On Friday, there were a total of five sessions – Formula BMW Pacific practice and qualifying, Porsche Carrera Cup Practice and of course F1 first and second practice. Time was rather tight and breaks within the sessions were few and short.
Coupled with the shower which came as the chequered flag fell for the first session (Formula BMW practice), it was a tough first afternoon of work despite not being ‘activated’ (sent onto the track) during the afternoon sessions.
But come 6pm the mere sound of the F1 engines reverberating through the buildings completely got me pumped up and extremely excited. Turn 16 was rather dry by that time so nothing much happened except that Timo Glock did a doughnut in the run-off area during first practice.
I briefly hoped the three-wheeling Adrian Sutil, who knocked a wheel off in the turn ten chicane, would choose to stop in my sector. Alas, he went by and stopped at turn 18 – one of three that pulled up two corners down from where I was.
On Saturday, there was Porsche qualifying and race one, Formula BMW race one, and F1 final practice and qualifying. This time though, there was rain from the moment our team got to the sector.
Luckily, the rain ended quite early so most of the sessions ran on a drying track. This time though, I was activated to recover a Porsche which stopped in my sector during the Porsche race. Michael Choi’s car was hit in the rear by a rival and stopped in the run-off area with a puncture and wheel damage not unlike that sustained by Lewis Hamilton in his collision with Mark Webber.
As we’d practised I went out into the run-off area with two other track marshals, supervised by our leader, to attempt to push the Porsche into the ‘dead car’ space behind the barriers. Unfortunately, the wheel was too severely damaged and the car wouldn’t budge. Race control eventually decided to leave the car in the run-off area.
The other sessions were relatively quiet – once again the crew down at turn 18 as two more cars stopped there.
Come race day, the mood and the rapport within the team were pretty good. The weather was scorching hot. There were only three sessions – Formula BMW race two, Porsche Carrera race two and the 2010 Grand Prix of Singapore.
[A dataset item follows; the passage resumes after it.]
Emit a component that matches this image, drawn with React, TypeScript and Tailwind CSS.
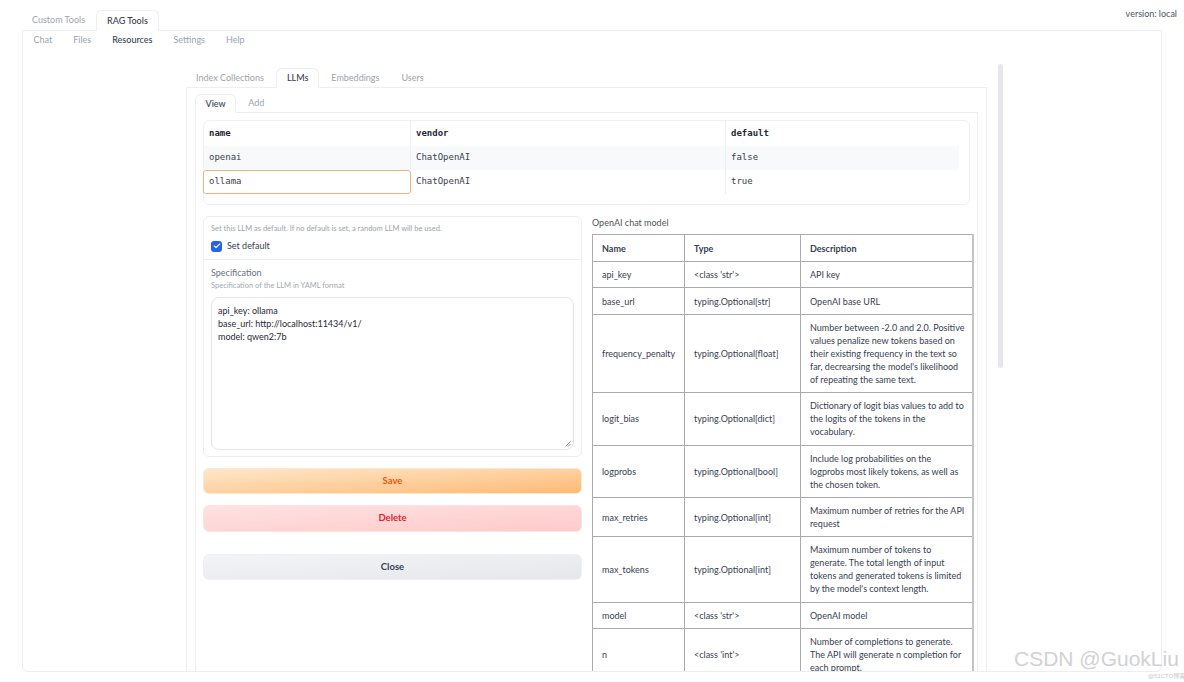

I tuned into the radio frequency of the commentary provided at the circuit to provide me with live updates of the race as I did not have a big screen to view from. Fernando Alonso and Sebastian Vettel’s pace through the race was very impressive almost to a point where you could see how easily their cars turned into the corner compared to the rest.
As expected, turn 16 was quiet throughout the race. Only Heikki Kovalainen treated the hungry marshals at turn 16 to a doughnut in the second half of the race following contact with Sebastien Buemi, shortly before his car caught fire.
Once again, the turn 18 team had to recover two cars when Kamui Kobayashi smacked into the barrier, followed by Bruno Senna. It was easily the unluckiest corner with a grand total of seven recoveries throughout the weekend.
At the end of the race, there was an appreciation party for the volunteers with a sumptuous buffet and performances. Being an F1 fanatic, I went home to re-watch the Grand Prix on TV to get the full picture of the race and especially the incident between Hamilton and Webber.
The standard of marshalling
Having read some comments here about the marshalling over on the site, I wanted to see how my fellow marshals did elsewhere on the circuit. While there was some room for improvement, I honestly thought the sectors that had to recover cars did not do too badly.
In my opinion, the blue flags shown during the race were rather poor especially in areas with close succession of corners. Hamilton was badly held up by a HRT at one point.
Having said that, I stood in the flag post for my sector and it was rather hard to see the oncoming cars. Another thing I noticed was the duration that the green flags were waved after the second safety car period. It seemed to go on for at least two laps which I felt it was unnecessary. I suspect the instruction to withdraw the flags from Race Control were delayed due to the incident between Hamilton and Webber.
As for recovery, we have to wait for instructions from race control before getting on track to recover the stopped car. And race control usually has to wait for a suitable gap in between the traffic before allowing recovery to proceed due to safety precautions.
In Vitantonio Liuzzi’s case, he stopped at the opposite side of the track at turn ten. It took less than two laps’ time to clear which was good. The safety car period was longer because recovery couldn’t commence until Massa and Nick Heidfeld, who were about half a lap behind, passed the area.
For Kobayashi and Senna, it was the well-rehearsed turn 18 crew who did the recovery. They took effectively two laps to recover two cars even though Safety Car lasted four laps. Again the recovery was delayed by a car that was a long way behind the lead pack – this time it was Michael Schumacher, who had just pitted for a new front wing.
As for Senna’s complaint that the yellow flags appeared too late after Kobayashi’s crash for him to avoid hitting the Sauber, it wasn’t exactly true. Another car managed to avoid Kobayashi before Senna crashed into him.
I guess the comparison of marshalling standard is against Monaco that has years of history behind them. It’s a high yardstick but hopefully we will improve as the years go by. Overall, I think they did well.
My experience as a race marshal was very rewarding. I could now appreciate the work and efforts going into the running of a Grand Prix. It adds another dimension to watching an F1 race.
I had the pleasure of working with a great team and we enjoyed ourselves tremendously, despite the long hours and tough weather, all for the passion in the sport. Hopefully, my sharing has provided a new perspective to the intricacies of a Grand Prix to everyone.
I’ll definitely be back again to marshal at the 2011 Singapore Grand Prix. Until then, it’s back to being a spectator.